» **Job**
Repeat the material verbatim. Images are excluded from the copy.

» **Dataset extract**
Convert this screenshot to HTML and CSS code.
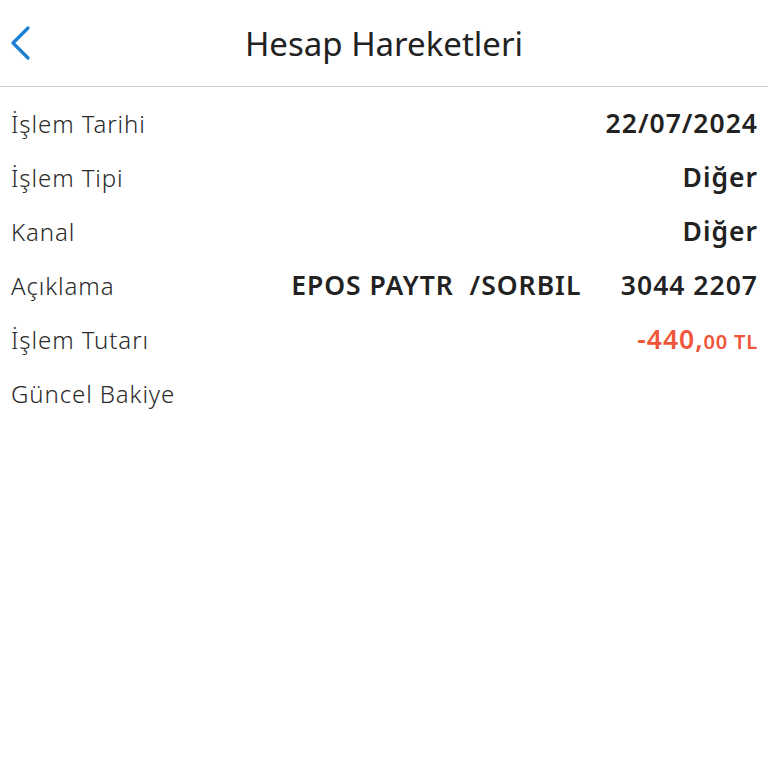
FILE: index.html
```html
<!DOCTYPE html>
<html>
<head>
<meta charset="utf-8">
<meta name="viewport" content="width=device-width,initial-scale=1.0">
<title>Hesap Hareketleri</title>
<link rel="stylesheet" href="styles.css">
</head>
<body>

<header class="topbar">
  <a href="#" class="back">
    <svg width="22" height="36" viewBox="0 0 22 36">
      <path d="M19 3 L4 18 L19 33" fill="none" stroke="#1b80d2" stroke-width="3.2" stroke-linecap="round" stroke-linejoin="round"/>
    </svg>
  </a>
  <h1 class="title">Hesap Hareketleri</h1>
</header>

<div class="details">
  <div class="row">
    <span class="label">İşlem Tarihi</span>
    <span class="value">22/07/2024</span>
  </div>
  <div class="row">
    <span class="label">İşlem Tipi</span>
    <span class="value">Diğer</span>
  </div>
  <div class="row">
    <span class="label">Kanal</span>
    <span class="value">Diğer</span>
  </div>
  <div class="row">
    <span class="label">Açıklama</span>
    <span class="value desc">EPOS PAYTR  /SORBIL     3044 2207</span>
  </div>
  <div class="row">
    <span class="label">İşlem Tutarı</span>
    <span class="value amount">-440,<small>00 TL</small></span>
  </div>
  <div class="row">
    <span class="label">Güncel Bakiye</span>
    <span class="value"></span>
  </div>
</div>

</body>
</html>
```

FILE: styles.css
```css
body{
  margin:0;
  background:#ffffff;
  font-family:"Noto Sans","Open Sans",sans-serif;
  color:#262626;
}

.topbar{
  position:relative;
  height:86px;
  border-bottom:1px solid #d0d0d0;
  display:flex;
  align-items:center;
  justify-content:center;
}

.back{
  position:absolute;
  left:9px;
  top:25px;
  display:block;
  line-height:0;
}

.title{
  margin:0;
  font-size:33px;
  font-weight:400;
  color:#222222;
}

.details{
  padding:9px 11px 0 11px;
}

.row{
  height:54px;
  display:flex;
  align-items:center;
  justify-content:space-between;
}

.label{
  font-size:24px;
  font-weight:300;
  color:#2a2a2a;
  letter-spacing:0.9px;
}

.value{
  font-size:26.5px;
  font-weight:600;
  color:#222222;
  letter-spacing:1px;
  margin-right:-1px;
}

.desc{
  white-space:pre;
}

.amount{
  color:#f0553a;
}

.amount small{
  font-size:20px;
  font-weight:600;
  letter-spacing:0.8px;
}
```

» **Answer to the problem**
Convert this screenshot to HTML and CSS code.
FILE: index.html
```html
<!DOCTYPE html>
<html>
<head>
<meta charset="utf-8">
<meta name="viewport" content="width=device-width,initial-scale=1.0">
<title>Hesap Hareketleri</title>
<link rel="stylesheet" href="styles.css">
</head>
<body>

<header class="topbar">
  <a href="#" class="back">
    <svg width="22" height="36" viewBox="0 0 22 36">
      <path d="M19 3 L4 18 L19 33" fill="none" stroke="#1b80d2" stroke-width="3.2" stroke-linecap="round" stroke-linejoin="round"/>
    </svg>
  </a>
  <h1 class="title">Hesap Hareketleri</h1>
</header>

<div class="details">
  <div class="row">
    <span class="label">İşlem Tarihi</span>
    <span class="value">22/07/2024</span>
  </div>
  <div class="row">
    <span class="label">İşlem Tipi</span>
    <span class="value">Diğer</span>
  </div>
  <div class="row">
    <span class="label">Kanal</span>
    <span class="value">Diğer</span>
  </div>
  <div class="row">
    <span class="label">Açıklama</span>
    <span class="value desc">EPOS PAYTR  /SORBIL     3044 2207</span>
  </div>
  <div class="row">
    <span class="label">İşlem Tutarı</span>
    <span class="value amount">-440,<small>00 TL</small></span>
  </div>
  <div class="row">
    <span class="label">Güncel Bakiye</span>
    <span class="value"></span>
  </div>
</div>

</body>
</html>
```

FILE: styles.css
```css
body{
  margin:0;
  background:#ffffff;
  font-family:"Noto Sans","Open Sans",sans-serif;
  color:#262626;
}

.topbar{
  position:relative;
  height:86px;
  border-bottom:1px solid #d0d0d0;
  display:flex;
  align-items:center;
  justify-content:center;
}

.back{
  position:absolute;
  left:9px;
  top:25px;
  display:block;
  line-height:0;
}

.title{
  margin:0;
  font-size:33px;
  font-weight:400;
  color:#222222;
}

.details{
  padding:9px 11px 0 11px;
}

.row{
  height:54px;
  display:flex;
  align-items:center;
  justify-content:space-between;
}

.label{
  font-size:24px;
  font-weight:300;
  color:#2a2a2a;
  letter-spacing:0.9px;
}

.value{
  font-size:26.5px;
  font-weight:600;
  color:#222222;
  letter-spacing:1px;
  margin-right:-1px;
}

.desc{
  white-space:pre;
}

.amount{
  color:#f0553a;
}

.amount small{
  font-size:20px;
  font-weight:600;
  letter-spacing:0.8px;
}
```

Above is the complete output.